* begin *

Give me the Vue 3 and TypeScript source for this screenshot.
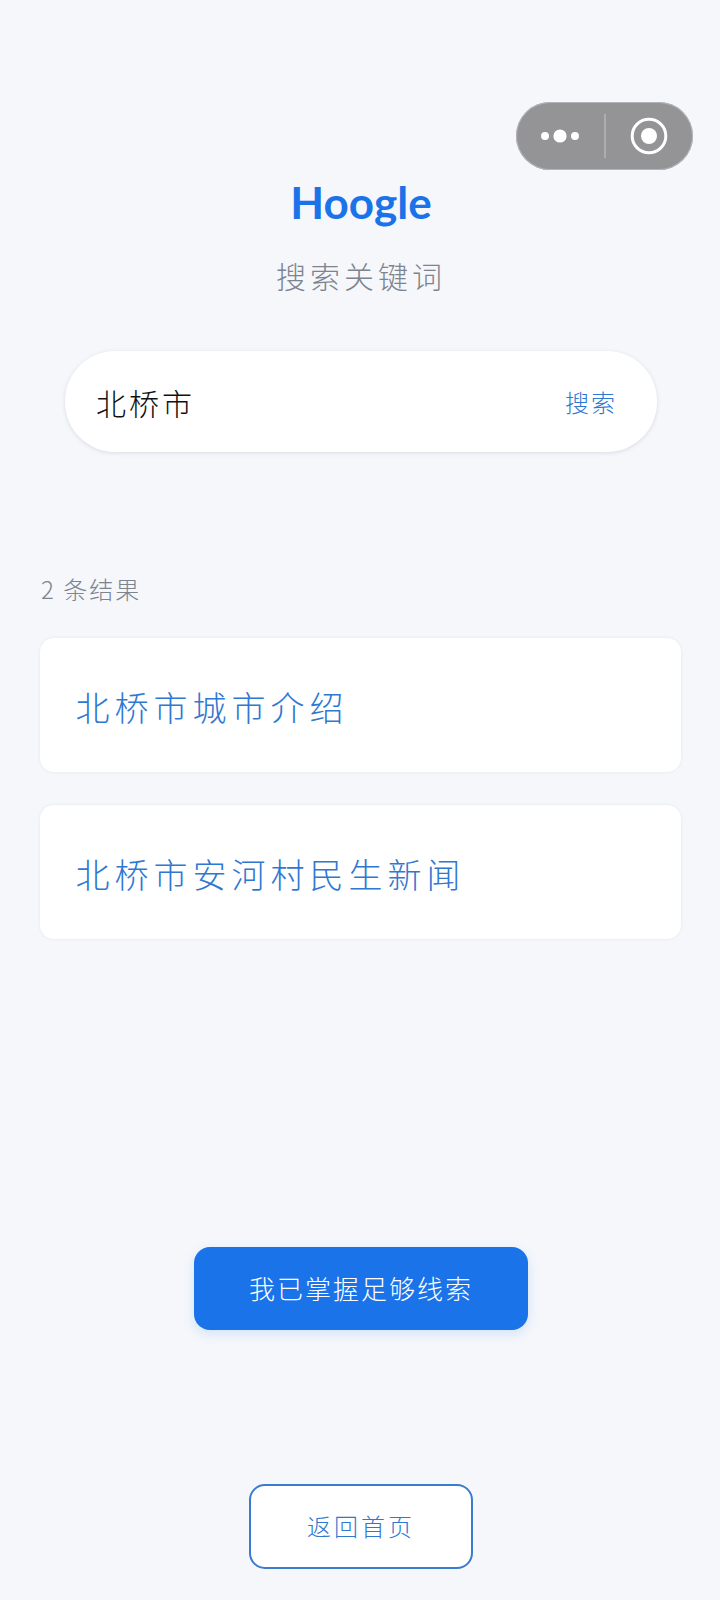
<script setup lang="ts">
const results = ['北桥市城市介绍', '北桥市安河村民生新闻'];
</script>

<template>
  <div class="page">
    <div class="capsule">
      <svg class="capsule-dots" width="44" height="16" viewBox="0 0 44 16">
        <circle cx="6" cy="8" r="4" fill="#fff" />
        <circle cx="21" cy="8" r="6.6" fill="#fff" />
        <circle cx="36" cy="8" r="4" fill="#fff" />
      </svg>
      <span class="capsule-line"></span>
      <svg class="capsule-target" width="38" height="38" viewBox="0 0 38 38">
        <circle cx="19" cy="19" r="16.8" fill="none" stroke="#fff" stroke-width="3" />
        <circle cx="19" cy="19" r="8" fill="#fff" />
      </svg>
    </div>

    <header class="head">
      <h1 class="title">Hoogle</h1>
      <p class="subtitle">搜索关键词</p>
    </header>

    <div class="search">
      <span class="search-input">北桥市</span>
      <span class="search-btn">搜索</span>
    </div>

    <p class="count">2 条结果</p>

    <ul class="list">
      <li v-for="item in results" :key="item" class="card">{{ item }}</li>
    </ul>

    <button class="primary" type="button">我已掌握足够线索</button>
    <button class="back" type="button">返回首页</button>
  </div>
</template>

<style scoped>
.page {
  position: relative;
  box-sizing: border-box;
  width: 720px;
  height: 1600px;
  padding: 166px 0 0 2px;
  background: #f5f7fb;
  display: flex;
  flex-direction: column;
  align-items: center;
  overflow: hidden;
  font-family: "Noto Sans CJK SC", "Noto Sans", sans-serif;
  font-weight: 300;
}

/* 小程序右上角胶囊 */
.capsule {
  position: absolute;
  top: 102px;
  left: 516px;
  box-sizing: border-box;
  width: 177px;
  height: 68px;
  border-radius: 34px;
  background: #949497;
  box-shadow: inset 0 0 0 1px #b4b4b8;
}
.capsule-dots {
  position: absolute;
  left: 23px;
  top: 26px;
}
.capsule-line {
  position: absolute;
  left: 88px;
  top: 12px;
  width: 2px;
  height: 44px;
  background: #adadb0;
}
.capsule-target {
  position: absolute;
  left: 114px;
  top: 15px;
}

.head {
  display: flex;
  flex-direction: column;
  align-items: center;
}
.title {
  margin: 0;
  font-family: "Lato", "Noto Sans", sans-serif;
  font-size: 44px;
  line-height: 72px;
  font-weight: 700;
  color: #1a73e8;
}
.subtitle {
  margin: 16px 0 0;
  font-size: 30px;
  line-height: 42px;
  letter-spacing: 4px;
  color: #7d8490;
}

.search {
  box-sizing: border-box;
  width: 592px;
  height: 101px;
  margin-top: 55px;
  padding: 0 40px 0 31px;
  background: #fff;
  border-radius: 50px;
  box-shadow: 0 1px 4px rgba(60, 70, 90, 0.15);
  display: flex;
  align-items: center;
  justify-content: space-between;
}
.search-input {
  font-size: 30px;
  letter-spacing: 3px;
  color: #111;
}
.search-btn {
  font-size: 24px;
  letter-spacing: 2px;
  color: #2f78d2;
}

.count {
  align-self: flex-start;
  margin: 119px 0 0 39px;
  font-size: 24px;
  line-height: 36px;
  letter-spacing: 2px;
  color: #7d8490;
}

.list {
  list-style: none;
  margin: 31px 2px 0 0;
  padding: 0;
  display: flex;
  flex-direction: column;
  gap: 33px;
}
.card {
  box-sizing: border-box;
  width: 641px;
  height: 134px;
  padding: 2px 0 0 36px;
  background: #fff;
  border-radius: 14px;
  box-shadow: 0 0 3px rgba(60, 70, 90, 0.1);
  display: flex;
  align-items: center;
  font-size: 34px;
  letter-spacing: 5px;
  color: #2f78d2;
}

.primary,
.back {
  box-sizing: border-box;
  font-family: inherit;
  font-weight: 300;
  letter-spacing: 2px;
  display: block;
}
.primary {
  width: 334px;
  height: 83px;
  margin-top: 308px;
  padding-bottom: 4px;
  border: none;
  border-radius: 16px;
  background: #1a73e8;
  color: #fff;
  font-size: 26px;
  box-shadow: 0 4px 12px rgba(26, 115, 232, 0.15);
}
.back {
  width: 224px;
  height: 85px;
  margin-top: 154px;
  padding-bottom: 3px;
  border: 2px solid #3a7bd0;
  border-radius: 16px;
  background: #fff;
  color: #2f78d2;
  font-size: 24px;
  letter-spacing: 3px;
}
</style>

* end *

**Set problem:**
Without the pictures, please reproduce each line of the listing above exactly, from the first one through the line bearing "</template>".

**Answer for the task:**
Give me the Vue 3 and TypeScript source for this screenshot.
<script setup lang="ts">
const results = ['北桥市城市介绍', '北桥市安河村民生新闻'];
</script>

<template>
  <div class="page">
    <div class="capsule">
      <svg class="capsule-dots" width="44" height="16" viewBox="0 0 44 16">
        <circle cx="6" cy="8" r="4" fill="#fff" />
        <circle cx="21" cy="8" r="6.6" fill="#fff" />
        <circle cx="36" cy="8" r="4" fill="#fff" />
      </svg>
      <span class="capsule-line"></span>
      <svg class="capsule-target" width="38" height="38" viewBox="0 0 38 38">
        <circle cx="19" cy="19" r="16.8" fill="none" stroke="#fff" stroke-width="3" />
        <circle cx="19" cy="19" r="8" fill="#fff" />
      </svg>
    </div>

    <header class="head">
      <h1 class="title">Hoogle</h1>
      <p class="subtitle">搜索关键词</p>
    </header>

    <div class="search">
      <span class="search-input">北桥市</span>
      <span class="search-btn">搜索</span>
    </div>

    <p class="count">2 条结果</p>

    <ul class="list">
      <li v-for="item in results" :key="item" class="card">{{ item }}</li>
    </ul>

    <button class="primary" type="button">我已掌握足够线索</button>
    <button class="back" type="button">返回首页</button>
  </div>
</template>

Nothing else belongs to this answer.